Ø      Oriente: piano Atziluthico, Akasha, corpo
       coscienziale,
intuizione, elemento fuoco, superiore e
       anteriore, calore.

Ø      Meridione:  piano Briathico, corpo mentale,
      pensiero, elemento aria, destra, siccità. 

Ø      Settentrione: piano Yezirathico, corpo astrale,
 
      sentimento, elemento acqua, sinistra, umidità.

Ø     Occidente: piano Assiahnico, corpo fisico,
      sensazione, elemento terra, posteriore e inferiore,
      freddo.


    
*     Volendo andare un poco più a fondo nel simbolismo dei punti cardinali, ecco alcune
      divagazioni interpretative sui relativi etimi ebraici, a spiegazione ulteriore delle
       assegnazioni sopra illustrate:

*      Qedem: abbiamo già visto come la parola per ‘est’ abbia anche il significato di ‘antico’, ‘eterno’, ‘origine’ e ‘inizio’. Mi sembra chiara l’allusione al divino, all’Antico, all’Anziano degli anziani, cui spetta anche l’attributo assoluto di Eterno. Per questo motivo l’accostamento dell’oriente all’Atziluth sembra perfettamente legittimo.

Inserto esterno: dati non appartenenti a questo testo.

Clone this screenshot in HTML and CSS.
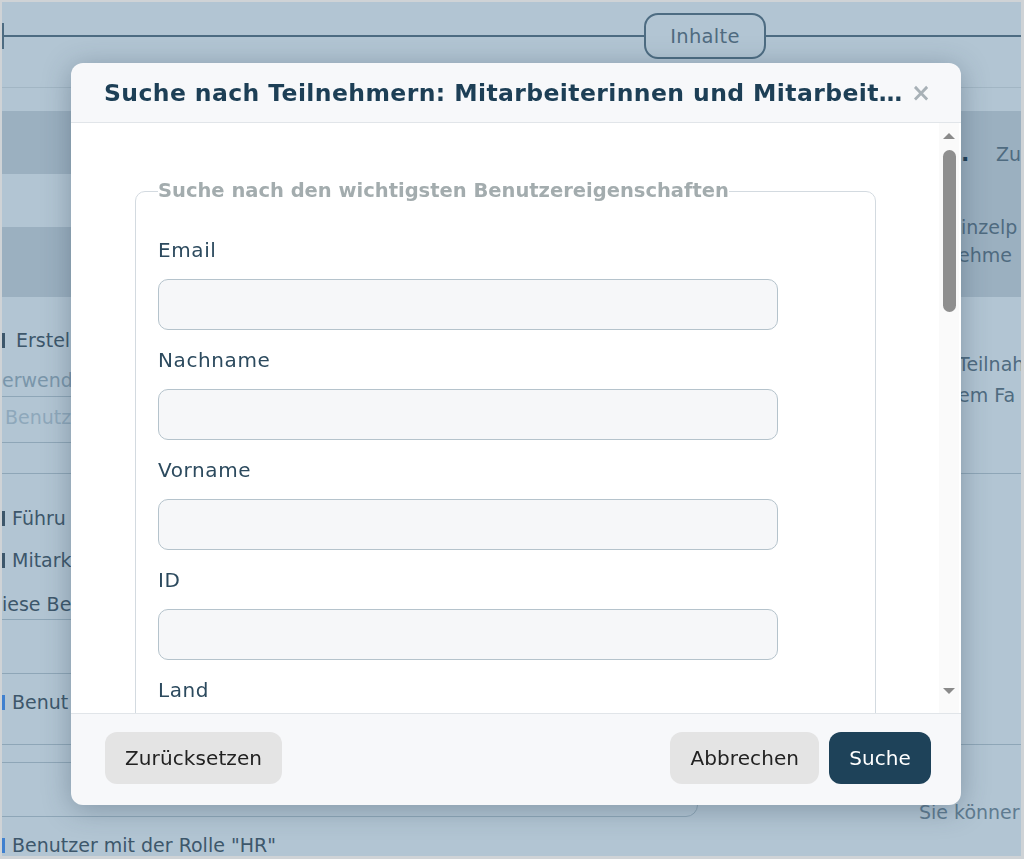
FILE: index.html
```html
<!DOCTYPE html>
<html lang="de">
<head>
<meta charset="utf-8">
<title>Suche nach Teilnehmern</title>
<link rel="stylesheet" href="styles.css">
</head>
<body>
<div class="frame">
  <div class="page">
    <header class="tabs">
      <span class="tick"></span>
      <span class="tab">Inhalte</span>
    </header>

    <section class="band">
      <div class="band-left">
        <div class="band-cell dark h63"></div>
        <div class="band-cell light h53"></div>
        <div class="band-cell dark h70"></div>
      </div>
      <div class="band-right">
        <p class="bg-line first"><span class="dot">.</span><span class="zu">Zu</span></p>
        <p class="bg-line r-inz">inzelp</p>
        <p class="bg-line r-ehm">ehme</p>
      </div>
    </section>

    <section class="rows rows-c">
      <div class="col-left">
        <p class="bg-line erstel"><span class="mark"></span>Erstel</p>
        <p class="bg-line muted erw">erwende</p>
        <p class="bg-line faint benutz">Benutz</p>
      </div>
      <div class="col-right">
        <p class="bg-line teil">Teilnah</p>
        <p class="bg-line emfa">em Fa</p>
      </div>
    </section>

    <section class="rows rows-d">
      <div class="col-left">
        <p class="bg-line fuehr"><span class="mark"></span>Führu</p>
        <p class="bg-line mitar"><span class="mark"></span>Mitark</p>
        <p class="bg-line diese">iese Be</p>
        <p class="bg-line benut"><span class="mark blue"></span>Benut</p>
      </div>
    </section>

    <section class="rows rows-e">
      <div class="col-left">
        <div class="bg-box"></div>
        <p class="bg-line hr"><span class="mark blue"></span>Benutzer mit der Rolle "HR"</p>
      </div>
      <div class="col-right">
        <p class="bg-line sie">Sie könner</p>
      </div>
    </section>
  </div>
</div>

<div class="modal" role="dialog" aria-labelledby="modal-title">
  <div class="modal-header">
    <h2 id="modal-title" class="modal-title">Suche nach Teilnehmern: Mitarbeiterinnen und Mitarbeiter</h2>
    <span class="modal-close" aria-label="Schließen">×</span>
  </div>
  <div class="modal-body">
    <div class="scroll-content">
      <fieldset class="group">
        <legend class="group-legend">Suche nach den wichtigsten Benutzereigenschaften</legend>
        <label class="field-label">Email</label>
        <input class="field-input" type="text">
        <label class="field-label">Nachname</label>
        <input class="field-input" type="text">
        <label class="field-label">Vorname</label>
        <input class="field-input" type="text">
        <label class="field-label">ID</label>
        <input class="field-input" type="text">
        <label class="field-label">Land</label>
        <input class="field-input" type="text">
      </fieldset>
    </div>
    <div class="scrollbar">
      <span class="arrow up"></span>
      <span class="thumb"></span>
      <span class="arrow down"></span>
    </div>
  </div>
  <div class="modal-footer">
    <button class="btn">Zurücksetzen</button>
    <div class="footer-right">
      <button class="btn">Abbrechen</button>
      <button class="btn primary">Suche</button>
    </div>
  </div>
</div>
</body>
</html>
```

FILE: styles.css
```css
* { box-sizing: border-box; }

html, body {
  margin: 0;
  padding: 0;
  height: 100%;
  overflow: hidden;
  font-family: "DejaVu Sans", "Noto Sans", sans-serif;
}

body { background: #cfd3d6; }

/* outer window frame */
.frame {
  width: 1024px;
  height: 859px;
  padding: 2px 3px 3px 2px;
  background: #cfd3d6;
}

/* dimmed page behind the dialog */
.page {
  width: 100%;
  height: 100%;
  background: #b2c5d3;
  overflow: hidden;
  color: #3d576b;
}

.tabs {
  height: 86px;
  border-bottom: 1px solid #a2b6c4;
  display: flex;
  align-items: flex-start;
  position: relative;
  padding-top: 11px;
}
.tabs::before {
  content: "";
  position: absolute;
  left: 0;
  right: 0;
  top: 33px;
  height: 2px;
  background: #4d6c82;
}
.tick {
  width: 2px;
  height: 26px;
  margin-top: 10px;
  background: #4d6c82;
  position: relative;
}
.tab {
  position: relative;
  margin-left: 640px;
  width: 122px;
  height: 46px;
  border: 2px solid #4d6c82;
  border-radius: 14px;
  background: #b2c5d3;
  display: flex;
  align-items: center;
  justify-content: center;
  font-size: 19.5px;
  letter-spacing: 0.3px;
  color: #4f6b80;
}

.bg-line {
  margin: 0;
  font-size: 19px;
  line-height: 24px;
  white-space: nowrap;
  display: flex;
  align-items: center;
}

.band {
  margin-top: 23px;
  height: 186px;
  display: flex;
  justify-content: space-between;
  background: #9bb0c0;
}
.band-left { width: 80px; display: flex; flex-direction: column; }
.band-cell.dark { background: #9bb0c0; }
.band-cell.light { background: #b2c5d3; }
.h63 { height: 63px; }
.h53 { height: 53px; }
.h70 { height: 70px; }

.band-right { width: 60px; padding-top: 31px; }
.dot { font-weight: bold; color: #1d3f56; width: 37px; font-size: 22px; }
.zu { color: #4f6b80; }
.r-inz { margin-top: 49px; color: #4f6b80; }
.r-ehm { margin-top: 4px; margin-left: -3px; color: #4f6b80; }

.rows {
  display: flex;
  justify-content: space-between;
}
.col-left { display: flex; flex-direction: column; }
.col-right { width: 100px; display: flex; flex-direction: column; }

.rows-c { height: 177px; border-bottom: 1px solid #8ea6b7; }
.erstel { margin-top: 31px; gap: 11px; }
.erw { margin-top: 16px; color: #7a96aa; width: 80px; padding-bottom: 4px; border-bottom: 1px solid #8ea6b7; }
.benutz { margin-top: 8px; padding-left: 3px; color: #8ea8bb; width: 80px; padding-bottom: 13px; border-bottom: 1px solid #8ea6b7; }
.teil { margin-top: 55px; padding-left: 37px; color: #4f6b80; }
.emfa { margin-top: 7px; padding-left: 37px; color: #4f6b80; }

.mark {
  width: 3px;
  height: 15px;
  background: #3d576b;
  display: inline-block;
}
.mark.blue { background: #3f80cf; }

.rows-d { height: 271px; border-bottom: 1px solid #8ea6b7; }
.fuehr { margin-top: 32px; gap: 7px; }
.mitar { margin-top: 18px; gap: 7px; }
.diese { margin-top: 20px; width: 80px; padding-bottom: 3px; border-bottom: 1px solid #8ea6b7; }
.benut { margin-top: 53px; gap: 7px; padding-top: 16px; border-top: 1px solid #8ea6b7; width: 80px; }

.rows-e { height: 120px; }
.bg-box {
  margin-top: 17px;
  margin-left: -20px;
  width: 716px;
  height: 55px;
  border: 1px solid #8ea6b7;
  border-radius: 0 12px 12px 0;
}
.hr { margin-top: 16px; gap: 7px; }
.col-right .sie { margin-top: 55px; margin-left: -2px; color: #5f7b90; }

/* dialog */
.modal {
  position: fixed;
  left: 71px;
  top: 63px;
  width: 890px;
  height: 742px;
  border-radius: 12px;
  background: #f7f8fa;
  box-shadow: 0 4px 28px rgba(40, 60, 80, 0.35);
  display: flex;
  flex-direction: column;
  overflow: hidden;
}

.modal-header {
  height: 60px;
  flex: none;
  display: flex;
  align-items: center;
  padding: 0 30px 0 33px;
  border-bottom: 1px solid #e1e5e9;
}
.modal-title {
  flex: 1;
  min-width: 0;
  margin: 0;
  font-size: 23.5px;
  font-weight: bold;
  color: #1d3f56;
  white-space: nowrap;
  overflow: hidden;
  text-overflow: ellipsis;
  letter-spacing: 0.4px;
}
.modal-close {
  margin-left: 6px;
  font-size: 24px;
  font-weight: bold;
  color: #a8b1b7;
  line-height: 1;
}

.modal-body {
  height: 590px;
  flex: none;
  background: #fff;
  display: flex;
  overflow: hidden;
}
.scroll-content {
  flex: 1;
  padding: 57px 0 0 64px;
  overflow: hidden;
}

.group {
  margin: 0;
  width: 741px;
  border: 1px solid #d3dae0;
  border-radius: 10px;
  padding: 0 0 40px 22px;
  display: flex;
  flex-direction: column;
  align-items: flex-start;
}
.group-legend {
  padding: 0;
  font-size: 19.5px;
  font-weight: bold;
  line-height: 22px;
  color: #a3acae;
  letter-spacing: 0;
}
.field-label {
  font-size: 20px;
  line-height: 30px;
  color: #2c4a5e;
  letter-spacing: 0.6px;
  margin-top: 15px;
  margin-bottom: 14px;
}
.field-label:first-of-type { margin-top: 33px; }
.field-input {
  width: 620px;
  height: 51px;
  border: 1px solid #b5c3cc;
  border-radius: 10px;
  background: #f6f7f9;
  margin: 0;
}

.scrollbar {
  width: 20px;
  margin-right: 2px;
  background: #fafafa;
  display: flex;
  flex-direction: column;
  align-items: center;
  padding-top: 10px;
}
.arrow {
  width: 0;
  height: 0;
  border-left: 6px solid transparent;
  border-right: 6px solid transparent;
}
.arrow.up { border-bottom: 6px solid #8a8a8a; }
.arrow.down { border-top: 6px solid #8a8a8a; margin-top: auto; margin-bottom: 19px; }
.thumb {
  width: 13px;
  height: 162px;
  margin-top: 11px;
  border-radius: 7px;
  background: #8f8f8f;
}

.modal-footer {
  flex: 1;
  border-top: 1px solid #e1e5e9;
  display: flex;
  align-items: center;
  justify-content: space-between;
  padding: 0 30px 3px 34px;
}
.footer-right { display: flex; gap: 10px; }
.btn {
  height: 52px;
  border: none;
  border-radius: 12px;
  background: #e4e4e4;
  color: #222;
  font-family: "DejaVu Sans", "Noto Sans", sans-serif;
  font-size: 20px;
  letter-spacing: 0.1px;
  padding: 0 20px;
}
.btn.primary {
  background: #1e4259;
  color: #fff;
}
```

*      Negheb: tradizionalmente associato alla destra, il sud indica letteralmente un territorio arido, riarso e desertico. Essendo, comunque, una regione probabilmente luminosa e molto calda, deve poter descrivere un piano vicino al piano Atziluthico, che è ‘fuoco’. Scegliamo, dunque, Briah. Inoltre si relaziona bene con la differenziazione ermetica ‘via secca’ a destra, più mentale e volitiva, contapposta alla ‘via umida’ a sinistra, più emotiva e sentimentale. Notiamo che ‘Sodoma’, cioè ‘ardente’ o ‘bruciante’, può appartenere proprio a questo piano dell’Albero.

*      Tsaphon: il nord è corrispondente alla sinistra e, quindi, risulta il contrapposto polare del Negheb e anche del piano Briathico; da qui l’attribuzione di piano Yetzirathico. Etimologicamente ‘tsaphon’ ha un significato molto interessante, e cioè: ‘tesoro’, ‘segreto’, ‘nascosto’. In effetti il mondo dei sentimenti corrisponde al primo grado della scoperta di una realtà sottile, nascosta rispetto alla comune percezione delle cose. Questo mondo, detto anche ‘astrale’, contiene i ‘tesori del cuore’, del desiderio altruistico, dell’energia  sapientemente indirizzata. Ricordiamo, inoltre, ancora una volta il legame sinistra-via umida.

*      Yam: oltre che ‘ovest’ significa ‘mare’, ma anche ‘fiume possente’, in quest’ultimo senso utilizzato per indicare il Nilo. Nella struttura del Tempio, e questo è indicativo,  il termine ‘mare’ si riferisce al bacino principale di accoglienza della struttura, nel cortile centrale. Per questo motivo è abbastanza agevole l’attribuzione di ‘piano Assiahnico’: cioè un ampio bacino di accoglienza, il mondo ‘fisico’. Se tradizionalmente la direzione cui volgersi è l’est, quella cui si rivolge la schiena è l’ovest: in Palestina ad occidente c’è il mare, là tramonta il sole e, quindi, scompare o ‘sprofonda’ l’energia spirituale e luminosa dell’astro. In Assiah, in un certo senso, accade lo stesso: la Shekinah si concretizza, si ‘solidifica’, nel Malkuth, e in esso sembra dileguarsi o ‘addormentarsi’.